━━━━━ Items

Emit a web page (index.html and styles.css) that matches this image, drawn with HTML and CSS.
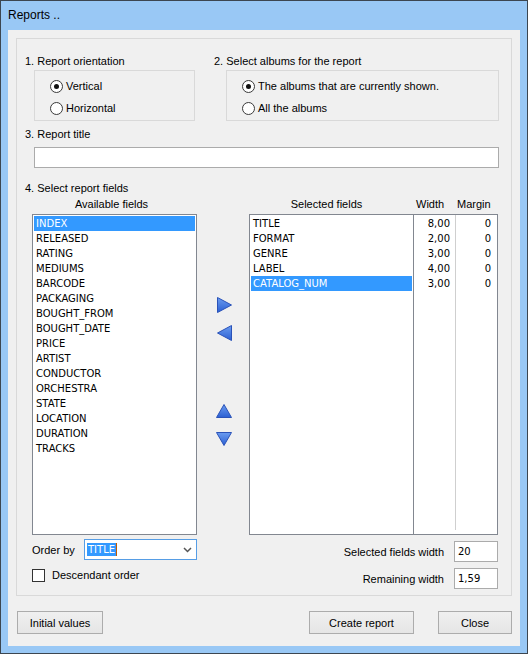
FILE: index.html
```html
<!DOCTYPE html>
<html>
<head>
<meta charset="utf-8">
<link rel="stylesheet" href="styles.css">
</head>
<body>
<div class="window">
  <div class="titlebar">Reports ..</div>
  <div class="client">
    <div class="panel">
      <div class="top-row">
        <div class="group g1">
          <div class="label">1. Report orientation</div>
          <div class="box">
            <div class="radio"><span class="rb checked"></span><span>Vertical</span></div>
            <div class="radio"><span class="rb"></span><span>Horizontal</span></div>
          </div>
        </div>
        <div class="group g2">
          <div class="label">2. Select albums for the report</div>
          <div class="box">
            <div class="radio"><span class="rb checked"></span><span>The albums that are currently shown.</span></div>
            <div class="radio"><span class="rb"></span><span>All the albums</span></div>
          </div>
        </div>
      </div>
      <div class="label sec3">3. Report title</div>
      <div class="title-input"></div>
      <div class="label sec4">4. Select report fields</div>
      <div class="fields">
        <div class="hdr hdr-avail">Available fields</div>
        <div></div>
        <div class="hdr hdr-sel">
          <span class="h-names">Selected fields</span>
          <span class="h-width">Width</span>
          <span class="h-margin">Margin</span>
        </div>
        <div class="list avail">
          <div class="item sel-item">INDEX</div>
          <div class="item">RELEASED</div>
          <div class="item">RATING</div>
          <div class="item">MEDIUMS</div>
          <div class="item">BARCODE</div>
          <div class="item">PACKAGING</div>
          <div class="item">BOUGHT_FROM</div>
          <div class="item">BOUGHT_DATE</div>
          <div class="item">PRICE</div>
          <div class="item">ARTIST</div>
          <div class="item">CONDUCTOR</div>
          <div class="item">ORCHESTRA</div>
          <div class="item">STATE</div>
          <div class="item">LOCATION</div>
          <div class="item">DURATION</div>
          <div class="item">TRACKS</div>
        </div>
        <div class="arrows">
          <svg class="arr a-right" width="15" height="16" viewBox="0 0 15 16"><defs><linearGradient id="g1" x1="0" y1="0" x2="0" y2="1"><stop offset="0" stop-color="#6b9cf0"/><stop offset="1" stop-color="#2b5fd2"/></linearGradient></defs><polygon points="0.5,0.5 14.5,8 0.5,15.5" fill="url(#g1)" stroke="#2a52b8" stroke-width="1"/></svg>
          <svg class="arr a-left" width="15" height="16" viewBox="0 0 15 16"><polygon points="14.5,0.5 0.5,8 14.5,15.5" fill="url(#g1)" stroke="#2a52b8" stroke-width="1"/></svg>
          <svg class="arr a-up" width="16" height="14" viewBox="0 0 16 14"><polygon points="8,0.5 15.5,13.5 0.5,13.5" fill="url(#g1)" stroke="#2a52b8" stroke-width="1"/></svg>
          <svg class="arr a-down" width="16" height="14" viewBox="0 0 16 14"><polygon points="0.5,0.5 15.5,0.5 8,13.5" fill="url(#g1)" stroke="#2a52b8" stroke-width="1"/></svg>
        </div>
        <div class="selbox">
          <div class="names">
            <div class="item">TITLE</div>
            <div class="item">FORMAT</div>
            <div class="item">GENRE</div>
            <div class="item">LABEL</div>
            <div class="item sel-item">CATALOG_NUM</div>
          </div>
          <div class="wcol">
            <div class="item">8,00</div>
            <div class="item">2,00</div>
            <div class="item">3,00</div>
            <div class="item">4,00</div>
            <div class="item">3,00</div>
          </div>
          <div class="sep"></div>
          <div class="mcol">
            <div class="item">0</div>
            <div class="item">0</div>
            <div class="item">0</div>
            <div class="item">0</div>
            <div class="item">0</div>
          </div>
        </div>
      </div>
      <div class="bottom">
        <div class="bleft">
          <div class="order-row">
            <span class="order-label">Order by</span>
            <div class="combo"><span class="combo-text">TITLE</span><span class="caret"></span>
              <svg class="chev" width="9" height="6" viewBox="0 0 9 6"><polyline points="1,1 4.5,4.5 8,1" fill="none" stroke="#555" stroke-width="1.5"/></svg>
            </div>
          </div>
          <div class="check-row"><span class="cb"></span><span>Descendant order</span></div>
        </div>
        <div class="bright">
          <div class="num-row"><span>Selected fields width</span><div class="num">20</div></div>
          <div class="num-row"><span>Remaining width</span><div class="num">1,59</div></div>
        </div>
      </div>
    </div>
    <div class="buttons">
      <div class="btn b-init">Initial values</div>
      <div class="btn b-create">Create report</div>
      <div class="btn b-close">Close</div>
    </div>
  </div>
</div>
</body>
</html>
```
FILE: styles.css
```css
* { box-sizing: border-box; }
body { margin: 0; font-family: "Liberation Sans", Arial, sans-serif; font-size: 11px; color: #000; }
.window { width: 528px; height: 654px; border: 1px solid #3c4650; background: #99c8f5; display: flex; flex-direction: column; }
.titlebar { height: 29px; line-height: 29px; padding-left: 7px; font-size: 12px; color: #000; }
.client { margin: 0 7px; height: 616px; background: #f0f0f0; padding: 8px 8px 12px 8px; display: flex; flex-direction: column; }
.panel { height: 558px; border: 1px solid #d9d9d9; padding: 15px 0 0 8px; display: flex; flex-direction: column; }
.label { height: 15px; line-height: 15px; white-space: nowrap; }
.top-row { display: flex; }
.g1 { width: 189px; }
.box { margin-top: 1px; height: 51px; border: 1px solid #d9d9d9; padding: 4px 0 0 15px; }
.g1 .box { margin-left: 9px; width: 161px; }
.g2 .box { margin-left: 12px; width: 273px; }
.radio { display: flex; align-items: center; height: 22px; gap: 3px; white-space: nowrap; }
.rb { width: 13px; height: 13px; border: 1px solid #3a3a3a; border-radius: 50%; background: #fff; display: flex; align-items: center; justify-content: center; flex: none; }
.rb.checked::after { content: ""; width: 5px; height: 5px; border-radius: 50%; background: #111; }
.sec3 { margin-top: 6px; }
.title-input { margin: 5px 0 0 9px; width: 465px; height: 21px; border: 1px solid #ababab; background: #fff; }
.sec4 { margin-top: 13px; }
.fields { margin-left: 7px; display: grid; grid-template-columns: 165px 52px 249px; grid-template-rows: 18px 321px; }
.hdr { line-height: 16px; white-space: nowrap; }
.hdr-avail { text-align: center; padding-right: 6px; }
.hdr-sel { display: flex; }
.h-names { width: 165px; text-align: center; padding-right: 10px; }
.h-width { width: 41px; padding-left: 2px; }
.h-margin { padding-left: 2px; }
.list, .names, .wcol, .mcol { font-family: "DejaVu Sans", sans-serif; font-size: 10px; }
.item { height: 15px; line-height: 15px; padding-left: 2px; white-space: nowrap; }
.sel-item { background: #3399ff; color: #fff; }
.list { border: 1px solid #828790; background: #fff; padding: 1px; }
.arrows { display: flex; flex-direction: column; padding-left: 20px; }
.arr { display: block; }
.a-right { margin-top: 83px; }
.a-left { margin-top: 12px; }
.a-up { margin-top: 63px; margin-left: -1px; }
.a-down { margin-top: 14px; margin-left: -1px; }
.selbox { display: flex; border: 1px solid #828790; background: #fff; }
.names { width: 164px; border-right: 1px solid #828790; padding: 1px; }
.wcol { width: 41px; padding: 1px 5px 0 0; text-align: right; }
.mcol { width: 41px; padding: 1px 6px 0 0; text-align: right; }
.sep { width: 1px; background: #cfcfcf; margin: 0 0 4px 0; }
.bottom { display: flex; justify-content: space-between; margin-top: 4px; }
.bleft { margin-left: 7px; }
.order-row { display: flex; align-items: center; height: 21px; }
.order-label { width: 52px; }
.combo { position: relative; width: 113px; height: 21px; border: 1px solid #569de5; background: #fff; display: flex; align-items: center; padding-left: 2px; font-family: "DejaVu Sans", sans-serif; font-size: 10px; }
.combo-text { background: #3399ff; color: #fff; line-height: 13px; padding: 0 1px; }
.caret { width: 1px; height: 13px; background: #c05a00; }
.chev { position: absolute; right: 4px; top: 7px; }
.check-row { display: flex; align-items: center; margin-top: 8px; height: 14px; gap: 7px; }
.cb { width: 13px; height: 13px; border: 1px solid #333; background: #fff; flex: none; }
.bright { margin-right: 13px; padding-top: 2px; display: flex; flex-direction: column; gap: 6px; align-items: flex-end; }
.num-row { display: flex; align-items: center; gap: 10px; }
.num { width: 44px; height: 21px; border: 1px solid #ababab; background: #fff; font-family: "DejaVu Sans", sans-serif; font-size: 10px; line-height: 19px; padding-left: 3px; }
.buttons { display: flex; margin-top: 15px; padding-left: 1px; }
.btn { height: 23px; border: 1px solid #acacac; background: linear-gradient(#f0f0f0, #e5e5e5); display: flex; align-items: center; justify-content: center; }
.b-init { width: 86px; }
.b-create { width: 105px; margin-left: auto; }
.b-close { width: 74px; margin-left: 24px; }
```
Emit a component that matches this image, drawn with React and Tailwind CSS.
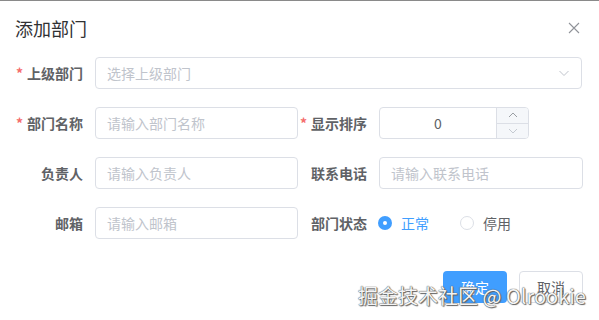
import React from 'react';

const font = { fontFamily: '"Noto Sans CJK SC", "Liberation Sans", sans-serif' };

const Label = ({ text, required }) => (
  <label className="flex h-8 w-20 shrink-0 items-center justify-end pr-3 text-sm font-bold text-[#606266]">
    {required && <span className="mr-1 text-[#f56c6c]">*</span>}
    {text}
  </label>
);

const Input = ({ placeholder, className = '' }) => (
  <div
    className={`flex h-8 items-center rounded border border-[#dcdfe6] bg-white px-[11px] text-sm text-[#c0c4cc] ${className}`}
  >
    {placeholder}
  </div>
);

const Radio = ({ label, checked }) => (
  <div className="flex items-center">
    {checked ? (
      <span className="flex h-[14px] w-[14px] items-center justify-center rounded-full bg-[#409eff]">
        <span className="h-1 w-1 rounded-full bg-white" />
      </span>
    ) : (
      <span className="h-[14px] w-[14px] rounded-full border border-[#dcdfe6] bg-white" />
    )}
    <span className={`ml-[9px] text-sm ${checked ? 'text-[#409eff]' : 'text-[#606266]'}`}>{label}</span>
  </div>
);

export default function App() {
  return (
    <div className="relative h-[320px] w-[599px] overflow-hidden border-t border-[#8a8a8a] bg-white" style={font}>
      <div className="flex items-center justify-between pl-[15px] pr-[19px] pt-[15px]">
        <h2 className="text-lg leading-6 text-[#303133]">添加部门</h2>
        <svg width="12" height="12" viewBox="0 0 12 12" className="text-[#909399]">
          <path d="M1 1L11 11M11 1L1 11" stroke="currentColor" strokeWidth="1.1" />
        </svg>
      </div>

      <div className="mt-[17px] flex flex-col gap-[18px] pl-[15px]">
        <div className="flex">
          <Label text="上级部门" required />
          <div className="flex h-8 w-[487px] items-center justify-between rounded border border-[#dcdfe6] px-[11px] text-sm text-[#c0c4cc]">
            <span>选择上级部门</span>
            <svg width="12" height="12" viewBox="0 0 12 12">
              <path d="M1.5 4L6 8.5L10.5 4" fill="none" stroke="#c0c4cc" strokeWidth="1" />
            </svg>
          </div>
        </div>

        <div className="flex">
          <div className="flex w-[284px]">
            <Label text="部门名称" required />
            <Input placeholder="请输入部门名称" className="w-[203px]" />
          </div>
          <div className="flex">
            <Label text="显示排序" required />
            <div className="flex h-8 w-[150px] overflow-hidden rounded border border-[#dcdfe6]">
              <div className="flex flex-1 items-center justify-center text-sm text-[#606266]">0</div>
              <div className="flex w-8 flex-col border-l border-[#dcdfe6] bg-[#f5f7fa]">
                <div className="flex flex-1 items-center justify-center border-b border-[#dcdfe6]">
                  <svg width="10" height="6" viewBox="0 0 10 6">
                    <path d="M1 5L5 1L9 5" fill="none" stroke="#909399" strokeWidth="0.9" />
                  </svg>
                </div>
                <div className="flex flex-1 items-center justify-center">
                  <svg width="10" height="6" viewBox="0 0 10 6">
                    <path d="M1 1L5 5L9 1" fill="none" stroke="#c0c4cc" strokeWidth="0.9" />
                  </svg>
                </div>
              </div>
            </div>
          </div>
        </div>

        <div className="flex">
          <div className="flex w-[284px]">
            <Label text="负责人" />
            <Input placeholder="请输入负责人" className="w-[203px]" />
          </div>
          <div className="flex">
            <Label text="联系电话" />
            <Input placeholder="请输入联系电话" className="w-[204px]" />
          </div>
        </div>

        <div className="flex">
          <div className="flex w-[284px]">
            <Label text="邮箱" />
            <Input placeholder="请输入邮箱" className="w-[203px]" />
          </div>
          <div className="flex items-center">
            <Label text="部门状态" />
            <div className="ml-[-1px] flex items-center gap-[31px]">
              <Radio label="正常" checked />
              <Radio label="停用" />
            </div>
          </div>
        </div>
      </div>

      <div className="mt-[32px] flex justify-end gap-3 pr-4">
        <button className="h-8 w-16 rounded bg-[#409eff] text-sm text-white">确定</button>
        <button className="h-8 w-16 rounded border border-[#dcdfe6] bg-white text-sm text-[#606266]">取消</button>
      </div>

      <div
        className="absolute left-[358px] top-[283px] whitespace-nowrap text-[20px] leading-6 text-[#f4f4f4]"
        style={{ textShadow: '0 0 1px #555, 0 0 1px #555, 1px 1px 1px #666' }}
      >
        掘金技术社区 @ Olrookie
      </div>
    </div>
  );
}
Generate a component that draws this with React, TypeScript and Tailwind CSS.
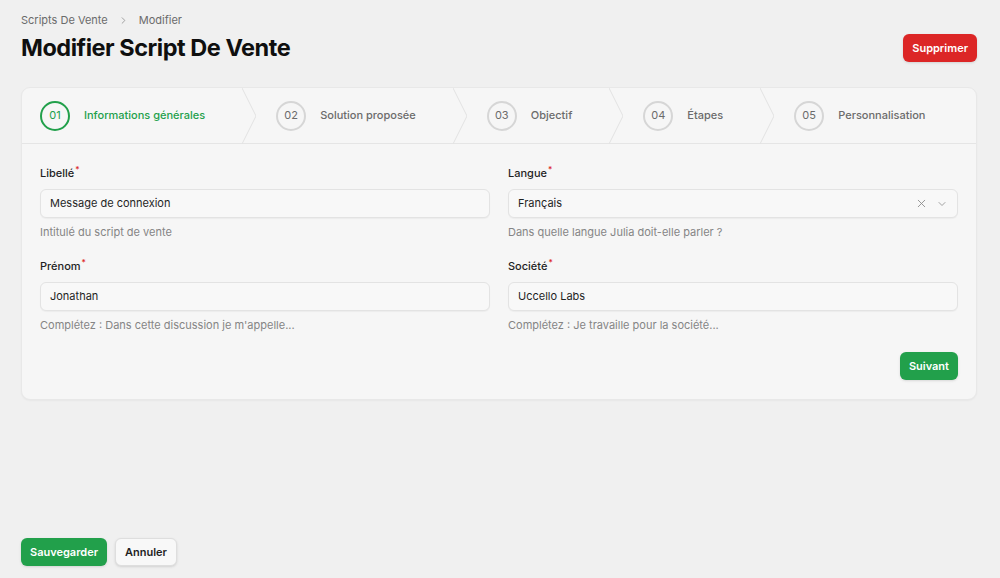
import { X, ChevronDown, ChevronRight } from "lucide-react";

const steps = [
  { num: "01", label: "Informations générales", active: true },
  { num: "02", label: "Solution proposée" },
  { num: "03", label: "Objectif" },
  { num: "04", label: "Étapes" },
  { num: "05", label: "Personnalisation" },
];

function Field({
  label,
  value,
  hint,
  select,
}: {
  label: string;
  value: string;
  hint: string;
  select?: boolean;
}) {
  return (
    <div className="flex flex-col">
      <div className="text-[11px] font-medium text-[#1f1f1f] leading-4 mb-[8px]">
        {label}
        <sup className="text-[#dc2626] font-medium ml-[1px]">*</sup>
      </div>
      <div className="h-[29px] rounded-[6px] border border-[#e3e3e3] bg-[#f8f8f8] shadow-[0_1px_1px_rgba(0,0,0,0.04)] flex items-center px-[9px] text-[11px] text-[#1f1f1f]">
        <span className="flex-1">{value}</span>
        {select && (
          <div className="flex items-center gap-[8px] text-[#8a8a8a]">
            <X size={13} strokeWidth={1.6} />
            <ChevronDown size={12} strokeWidth={1.6} />
          </div>
        )}
      </div>
      <div className="text-[11px] text-[#858585] mt-[6px] leading-4">{hint}</div>
    </div>
  );
}

export default function App() {
  return (
    <div
      className="h-[578px] bg-[#f0f0f0] flex flex-col pl-[21px] pr-[23px] pt-[12px] pb-[12px] overflow-hidden"
      style={{ fontFamily: "Inter, 'Noto Sans', sans-serif" }}
    >
      <div className="flex items-center text-[11px] text-[#6b6b6b] leading-4">
        <span>Scripts De Vente</span>
        <ChevronRight size={11} className="mx-[10px] text-[#9a9a9a]" />
        <span>Modifier</span>
      </div>

      <div className="flex items-center justify-between mt-[5px]">
        <h1 className="text-[23.5px] font-bold tracking-[-0.02em] text-[#0f0f0f] leading-[30px]">
          Modifier Script De Vente
        </h1>
        <button className="h-[28px] px-[9px] rounded-[6px] bg-[#dc2626] text-white text-[11px] font-semibold shadow-sm">
          Supprimer
        </button>
      </div>

      <div className="mt-[24px] rounded-[9px] bg-[#f6f6f6] border border-[#e8e8e8] shadow-[0_1px_2px_rgba(0,0,0,0.04)]">
        <div className="flex h-[56px] border-b border-[#e5e5e5]">
          {steps.map((s, i) => (
            <div key={s.num} className="flex h-full">
              <div
                className={`flex items-center gap-[14px] pr-[37px] ${
                  i === 0 ? "pl-[18px]" : "pl-[20px]"
                }`}
              >
                <div
                  className={`w-[30px] h-[30px] rounded-full flex items-center justify-center text-[11px] ${
                    s.active
                      ? "border-2 border-[#22a04b] text-[#22a04b]"
                      : "border-2 border-[#d6d6d6] text-[#6b6b6b]"
                  }`}
                >
                  {s.num}
                </div>
                <span
                  className={`text-[11px] font-medium ${
                    s.active ? "text-[#22a04b]" : "text-[#6b6b6b]"
                  }`}
                >
                  {s.label}
                </span>
              </div>
              {i < steps.length - 1 && (
                <svg width="14" height="56" viewBox="0 0 14 56" className="shrink-0">
                  <path d="M0 0 L14 28 L0 56" fill="none" stroke="#e2e2e2" strokeWidth="1" />
                </svg>
              )}
            </div>
          ))}
        </div>

        <div className="px-[18px] pt-[21px] pb-[19px]">
          <div className="grid grid-cols-2 gap-x-[18px] gap-y-[18px]">
            <Field label="Libellé" value="Message de connexion" hint="Intitulé du script de vente" />
            <Field label="Langue" value="Français" hint="Dans quelle langue Julia doit-elle parler ?" select />
            <Field label="Prénom" value="Jonathan" hint="Complétez : Dans cette discussion je m'appelle..." />
            <Field label="Société" value="Uccello Labs" hint="Complétez : Je travaille pour la société..." />
          </div>
          <div className="flex justify-end mt-[19px]">
            <button className="h-[28px] px-[9px] rounded-[6px] bg-[#22a04b] text-white text-[11px] font-semibold shadow-sm">
              Suivant
            </button>
          </div>
        </div>
      </div>

      <div className="mt-auto flex items-center gap-[8px]">
        <button className="h-[28px] px-[9px] rounded-[6px] bg-[#22a04b] text-white text-[11px] font-semibold shadow-sm">
          Sauvegarder
        </button>
        <button className="h-[28px] px-[9px] rounded-[6px] bg-[#f8f8f8] border border-[#dedede] text-[#1f1f1f] text-[11px] font-semibold shadow-sm">
          Annuler
        </button>
      </div>
    </div>
  );
}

━━━━━━━━━━

## Given request
From the records above, copy exactly the lines starting at the one with "Generate a component" and ending at the one with "X, ChevronDown, ChevronRight", and no others. Pictures stay out.

## Written response
Generate a component that draws this with React, TypeScript and Tailwind CSS.
import { X, ChevronDown, ChevronRight } from "lucide-react";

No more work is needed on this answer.